Ninety One Limited
- Formerly: Investec Asset Management SA
- Type: Public
- Traded as: JSE: NY1
- ISIN: ZAE000282356
- Industry: Financial services
- Incorporated: 2019; 7 years ago
- Founded: 1991; 35 years ago
- Headquarters: Cape Town, South Africa
- Area served: Worldwide
- Key people: Gareth Penny (Chairperson) Hendrik du Toit (CEO)
- Services: Asset management
- Operating income: R1.613 billion (2026)
- Net income: R1.610 billion (2026)
- Total assets: R14.839 billion (2026)
- Total equity: R12.875 billion (2026)
- Website: ninetyone.com/en/south-africa

= Ninety One Limited =

South African investment holding company

Ninety One, formerly known as Investec Asset Management SA, is a South African investment management company. Founded in 1991, it is headquartered in Cape Town and listed on the JSE Limited.

== History ==

The company was established in 1991 by Hendrik du Toit, as Investec Asset Management. It was initially an independent asset management business within major South African private bank Investec.

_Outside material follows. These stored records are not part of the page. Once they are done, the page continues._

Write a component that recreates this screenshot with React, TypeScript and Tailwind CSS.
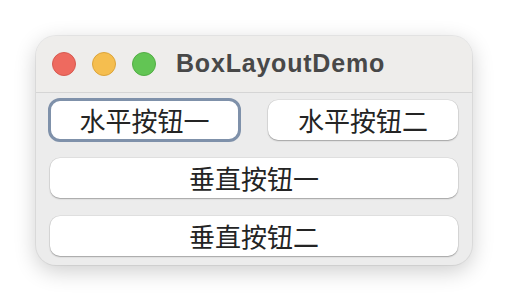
import React from "react";

const cjk = { fontFamily: '"Noto Sans CJK SC", "Noto Sans", sans-serif' };

const btnBase =
  "flex items-center justify-center h-[40px] rounded-[10px] bg-white text-[26px] leading-none text-[#242424] shadow-[0_1px_1.5px_rgba(0,0,0,0.28),0_0_0_0.5px_rgba(0,0,0,0.1)]";

function TrafficLights() {
  return (
    <div className="flex items-center gap-4">
      <div className="w-6 h-6 rounded-full bg-[#ee6a5f] border border-[#d65a50]" />
      <div className="w-6 h-6 rounded-full bg-[#f5be4f] border border-[#dba43b]" />
      <div className="w-6 h-6 rounded-full bg-[#62c554] border border-[#52ad45]" />
    </div>
  );
}

export default function App() {
  return (
    <div className="w-[508px] h-[302px] bg-white pl-[36px] pt-[36px]">
      <div className="w-[436px] h-[229px] rounded-[20px] bg-[#ececec] overflow-hidden shadow-[0_6px_22px_rgba(0,0,0,0.2),0_0_0_1px_rgba(0,0,0,0.06)] flex flex-col">
        {/* title bar */}
        <div className="h-[57px] shrink-0 bg-[#eeedeb] border-b border-[#d5d5d5] flex items-center pl-4 gap-5">
          <TrafficLights />
          <span
            className="text-[25px] font-bold tracking-[0.8px] text-[#484848] leading-none -mt-[2px]"
            style={{ fontFamily: '"Liberation Sans", Arial, sans-serif' }}
          >
            BoxLayoutDemo
          </span>
        </div>

        {/* content */}
        <div className="flex flex-col gap-[18px] pt-[7px] px-[14px]" style={cjk}>
          <div className="flex justify-between">
            <button
              className={`${btnBase} w-[189px] outline-3 outline-solid outline-[#7f91aa] -outline-offset-1`}
            >
              水平按钮一
            </button>
            <button className={`${btnBase} w-[190px]`}>水平按钮二</button>
          </div>
          <button className={`${btnBase} w-full`}>垂直按钮一</button>
          <button className={`${btnBase} w-full`}>垂直按钮二</button>
        </div>
      </div>
    </div>
  );
}
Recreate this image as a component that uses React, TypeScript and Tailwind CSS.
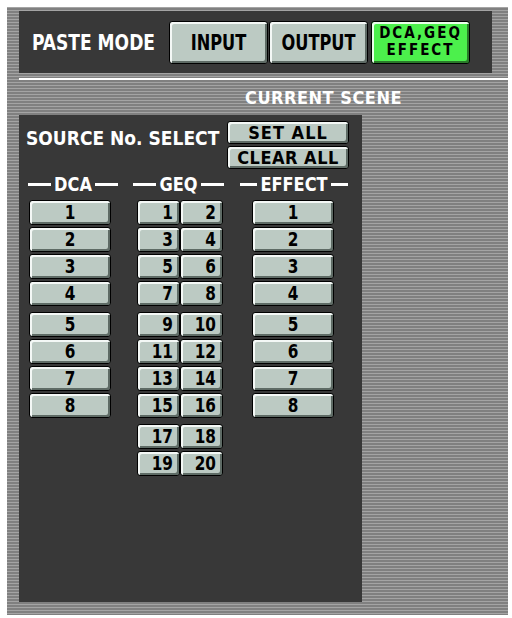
import React from "react";

/* ---------------- STYLES ---------------- */

const font = "font-['DejaVu_Sans_Condensed','DejaVu_Sans',sans-serif] font-bold";
const stripes =
  "bg-[repeating-linear-gradient(to_bottom,#a4a4a4_0px,#a4a4a4_1px,#808080_1px,#808080_3px)]";
const bevel =
  "border border-black rounded-[3px] bg-[#bccac3] shadow-[inset_2px_2px_0_#f4f8f6,inset_-2px_-2px_0_#5e6b65] text-black";

/* ---------------- COMPONENTS ---------------- */

function Key({
  label,
  className = "",
}: {
  label: string;
  className?: string;
}) {
  return (
    <div
      className={`${bevel} ${font} h-[25px] flex items-center justify-center text-[17px] leading-none ${className}`}
    >
      <span className="inline-block scale-y-110">{label}</span>
    </div>
  );
}

function Header({ label }: { label: string }) {
  return (
    <div className="flex items-center gap-[3px] h-[18px]">
      <div className="flex-1 h-[3px] bg-white" />
      <span className={`${font} text-white text-[18px] leading-none inline-block scale-y-110`}>
        {label}
      </span>
      <div className="flex-1 h-[3px] bg-white" />
    </div>
  );
}

function KeyColumn({ from }: { from: number }) {
  const group = (start: number) => (
    <div className="flex flex-col gap-[2px]">
      {[0, 1, 2, 3].map((i) => (
        <Key key={i} label={String(start + i)} className="w-[82px]" />
      ))}
    </div>
  );
  return (
    <div className="flex flex-col gap-[6px]">
      {group(from)}
      {group(from + 4)}
    </div>
  );
}

function GeqPair({ a }: { a: number }) {
  return (
    <div className="flex">
      <Key label={String(a)} className="w-[43px] !justify-end pr-[6px]" />
      <Key label={String(a + 1)} className="w-[43px] !justify-end pr-[6px]" />
    </div>
  );
}

function GeqGroup({ start }: { start: number }) {
  return (
    <div className="flex flex-col gap-[2px]">
      {[0, 2, 4, 6].slice(0, start === 17 ? 2 : 4).map((o) => (
        <GeqPair key={o} a={start + o} />
      ))}
    </div>
  );
}

/* ---------------- PAGE ---------------- */

export default function App() {
  return (
    <div className="w-[512px] h-[618px] bg-white pt-[7px] pl-[7px] pr-[4px] pb-[3px]">
      <div className={`${stripes} w-full h-full flex flex-col pt-[4px]`}>
        {/* PASTE MODE */}
        <div className="ml-[12px] w-[473px] h-[62px] bg-[#383838] flex items-center pl-[13px]">
          <span className={`${font} text-white text-[19px] leading-none w-[137px] inline-block scale-y-115 origin-left`}>
            PASTE MODE
          </span>
          <div className="flex gap-[1px]">
            <div className={`${bevel} ${font} w-[99px] h-[43px] flex items-center justify-center text-[18px]`}>
              <span className="inline-block scale-y-115">INPUT</span>
            </div>
            <div className={`${bevel} ${font} w-[99px] h-[43px] flex items-center justify-center text-[18px]`}>
              <span className="inline-block scale-y-115">OUTPUT</span>
            </div>
            <div className="ml-[2px] w-[99px] h-[43px] border border-black rounded-[3px] bg-[#4cf04c] shadow-[inset_2px_2px_0_#eaffea,inset_-2px_-2px_0_#2a7a2a] flex items-center justify-center text-black">
              <span className={`${font} text-[15px] leading-[17px] tracking-[2px] text-center`}>
                DCA,GEQ
                <br />
                EFFECT
              </span>
            </div>
          </div>
        </div>

        <div className="ml-[12px] mt-[5px] h-[2px] bg-white" />

        {/* CURRENT SCENE */}
        <div className="h-[35px] flex items-center pl-[238px]">
          <span className={`${font} text-white text-[18px] leading-none tracking-[0.5px]`}>
            CURRENT SCENE
          </span>
        </div>

        {/* MAIN PANEL */}
        <div className="ml-[12px] w-[343px] h-[487px] bg-[#383838] pt-[6px]">
          <div className="flex items-start">
            <span className={`${font} text-white text-[19px] leading-none pl-[7px] mt-[8px] w-[208px] inline-block scale-y-105 origin-left`}>
              SOURCE No. SELECT
            </span>
            <div className="flex flex-col gap-[2px]">
              <div className={`${bevel} ${font} w-[122px] h-[23px] flex items-center justify-center text-[18px] leading-none tracking-[1px]`}>
                SET ALL
              </div>
              <div className={`${bevel} ${font} w-[122px] h-[23px] flex items-center justify-center text-[18px] leading-none tracking-[0.5px]`}>
                CLEAR ALL
              </div>
            </div>
          </div>

          <div className="flex pl-[9px] mt-[6px]">
            <div className="w-[90px] flex flex-col">
              <Header label="DCA" />
              <div className="mt-[7px] ml-[1px]">
                <KeyColumn from={1} />
              </div>
            </div>
            <div className="ml-[15px] w-[91px] flex flex-col">
              <Header label="GEQ" />
              <div className="mt-[7px] ml-[4px] flex flex-col gap-[6px]">
                <GeqGroup start={1} />
                <GeqGroup start={9} />
                <GeqGroup start={17} />
              </div>
            </div>
            <div className="ml-[16px] w-[108px] flex flex-col">
              <Header label="EFFECT" />
              <div className="mt-[7px] ml-[12px]">
                <KeyColumn from={1} />
              </div>
            </div>
          </div>
        </div>
      </div>
    </div>
  );
}
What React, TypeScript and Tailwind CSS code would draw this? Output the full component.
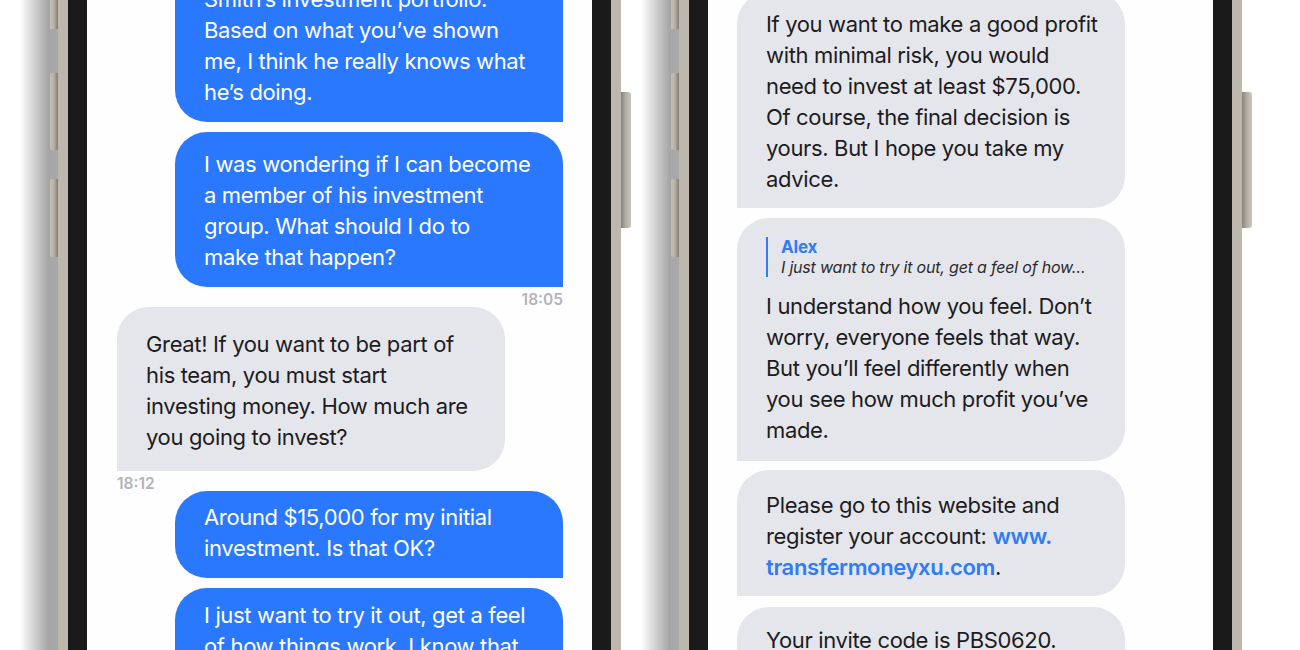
import React from 'react';

type Bubble = {
  from: 'me' | 'them';
  lines: React.ReactNode[];
  pad: string;
  gap: string;
  quote?: { name: string; text: string };
};

type Row = Bubble | { time: string; align: 'left' | 'right' };

const leftChat: Row[] = [
  {
    from: 'me',
    gap: 'mt-0',
    pad: 'pt-[17px] pb-[13.5px]',
    lines: ['Smith’s investment portfolio.', 'Based on what you’ve shown', 'me, I think he really knows what', 'he’s doing.'],
  },
  {
    from: 'me',
    gap: 'mt-[10px]',
    pad: 'pt-[17.5px] pb-[13.5px]',
    lines: ['I was wondering if I can become', 'a member of his investment', 'group. What should I do to', 'make that happen?'],
  },
  { time: '18:05', align: 'right' },
  {
    from: 'them',
    gap: 'mt-0',
    pad: 'pt-[22.5px] pb-[17.5px]',
    lines: ['Great! If you want to be part of', 'his team, you must start', 'investing money. How much are', 'you going to invest?'],
  },
  { time: '18:12', align: 'left' },
  {
    from: 'me',
    gap: 'mt-0',
    pad: 'pt-[11.5px] pb-[13.5px]',
    lines: ['Around $15,000 for my initial', 'investment. Is that OK?'],
  },
  {
    from: 'me',
    gap: 'mt-[10px]',
    pad: 'pt-[12.5px] pb-[13.5px]',
    lines: ['I just want to try it out, get a feel', 'of how things work. I know that', 'it’s not much, but I want to be', 'sure first.'],
  },
];

const rightChat: Row[] = [
  {
    from: 'them',
    gap: 'mt-0',
    pad: 'pt-[17px] pb-[13.5px]',
    lines: [
      'If you want to make a good profit',
      'with minimal risk, you would',
      'need to invest at least $75,000.',
      'Of course, the final decision is',
      'yours. But I hope you take my',
      'advice.',
    ],
  },
  {
    from: 'them',
    gap: 'mt-[10px]',
    pad: 'pt-[19px] pb-[15.5px]',
    quote: { name: 'Alex', text: 'I just want to try it out, get a feel of how…' },
    lines: [
      'I understand how you feel. Don’t',
      'worry, everyone feels that way.',
      'But you’ll feel differently when',
      'you see how much profit you’ve',
      'made.',
    ],
  },
  {
    from: 'them',
    gap: 'mt-[9px]',
    pad: 'pt-[19.5px] pb-[13.5px]',
    lines: [
      'Please go to this website and',
      <>
        register your account: <span className="font-semibold text-[#2f7cf6]">www.</span>
      </>,
      <>
        <span className="font-semibold text-[#2f7cf6]">transfermoneyxu.com</span>.
      </>,
    ],
  },
  {
    from: 'them',
    gap: 'mt-[11px]',
    pad: 'pt-[17.5px] pb-[13.5px]',
    lines: ['Your invite code is PBS0620.', 'Enter it when you sign up so', 'he knows you came from me.'],
  },
];

function ChatBubble({ b }: { b: Bubble }) {
  const mine = b.from === 'me';
  return (
    <div
      className={`w-[388px] px-[29px] text-[22px] leading-[31px] tracking-[-0.35px] ${b.pad} ${b.gap} ${
        mine
          ? 'self-end rounded-[32px] rounded-br-none bg-[#2a78fe] text-white'
          : 'self-start rounded-[32px] rounded-bl-none bg-[#e5e6eb] text-[#1c1c1e]'
      }`}
    >
      {b.quote && (
        <div className="mb-[13.5px] border-l-2 border-[#2f7cf6] pl-[13px] tracking-[-0.2px]">
          <div className="text-[17px] leading-[20px] font-bold text-[#2f7cf6]">{b.quote.name}</div>
          <div className="whitespace-nowrap text-[16px] leading-[20px] italic text-[#2b2b2e]">{b.quote.text}</div>
        </div>
      )}
      {b.lines.map((line, i) => (
        <span key={i} className="block whitespace-nowrap">
          {line}
        </span>
      ))}
    </div>
  );
}

function Chat({ rows, offset, padX }: { rows: Row[]; offset: string; padX: string }) {
  return (
    <div className={`flex flex-col ${offset} ${padX}`}>
      {rows.map((r, i) =>
        'time' in r ? (
          <div
            key={i}
            className={`h-[20px] pt-[5px] text-[15.5px] leading-[15px] font-semibold text-[#b2b3bb] ${
              r.align === 'right' ? 'text-right' : 'text-left'
            }`}
          >
            {r.time}
          </div>
        ) : (
          <ChatBubble key={i} b={r} />
        )
      )}
    </div>
  );
}

function Phone({ children }: { children: React.ReactNode }) {
  return (
    <div className="flex h-[650px] shrink-0">
      {/* soft shadow on the left side */}
      <div className="w-[30px] bg-linear-to-r from-white to-[#a2a2a2]" />
      {/* volume / action buttons */}
      <div className="flex w-[8px] flex-col bg-[#a8a8a8]">
        <div className="h-[29px] bg-linear-to-r from-[#c6c1b7] via-[#b6b0a6] to-[#807a71]" />
        <div className="mt-[44px] h-[77px] rounded-l-[2px] bg-linear-to-r from-[#c6c1b7] via-[#b6b0a6] to-[#807a71]" />
        <div className="mt-[29px] h-[78px] rounded-l-[2px] bg-linear-to-r from-[#c6c1b7] via-[#b6b0a6] to-[#807a71]" />
      </div>
      <div className="w-[10px] bg-[#bdb7ae]" />
      <div className="w-[19px] bg-[#1a1a1a]" />
      <div className="w-[505px] overflow-hidden bg-[#fefefe]">{children}</div>
      <div className="w-[19px] bg-[#1a1a1a]" />
      <div className="w-[10px] bg-[#bdb7ae]" />
      {/* side button */}
      <div className="w-[10px] pt-[92px]">
        <div className="h-[136px] rounded-r-[3px] bg-linear-to-r from-[#8a847b] via-[#b4aea4] to-[#cbc6bd]" />
      </div>
    </div>
  );
}

export default function App() {
  return (
    <div className="flex h-[650px] w-[1300px] gap-[10px] overflow-hidden bg-white pl-[20px] [font-family:Inter,'Liberation_Sans',sans-serif]">
      <Phone>
        <Chat rows={leftChat} offset="-mt-[33px]" padX="pl-[30px] pr-[29px]" />
      </Phone>
      <Phone>
        <Chat rows={rightChat} offset="-mt-[8.5px]" padX="pl-[29px] pr-[30px]" />
      </Phone>
    </div>
  );
}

In March 2020, Investec completed the demerger of its asset management business, Investec Asset Management SA. It was separated into the independently-listed Ninety One Group. The South African entity, Ninety One Limited, subsequently listed on the JSE Limited, while the UK entity, Ninety One plc, listed on the London Stock Exchange.

In the 2020 offer, it had been envisaged that 10% of the stock would be offered to the public but Investec controversially withdrew this commitment and decided to retain 25% (rather than 15% as originally planned) because of "market conditions".

Following the Russian invasion of Ukraine, in February 2022, the Financial Times revealed that the chairman of Ninety One Limited, Gareth Penny, was continuing to serve as chairman of Russia's largest diversified mining and metals company, Norilsk Nickel. After the newspaper described the situation as a "governance failure" on 15 March 2022, Penny resigned as chairman of Norilsk Nickel the following day.

In February 2026, Ninety One Limited acquired Sanlam Investment Management as part of a long-term strategic relationship between Ninety One and Sanlam. Under the agreement, Sanlam appointed Ninety One as its primary active asset manager for certain local and global investment products.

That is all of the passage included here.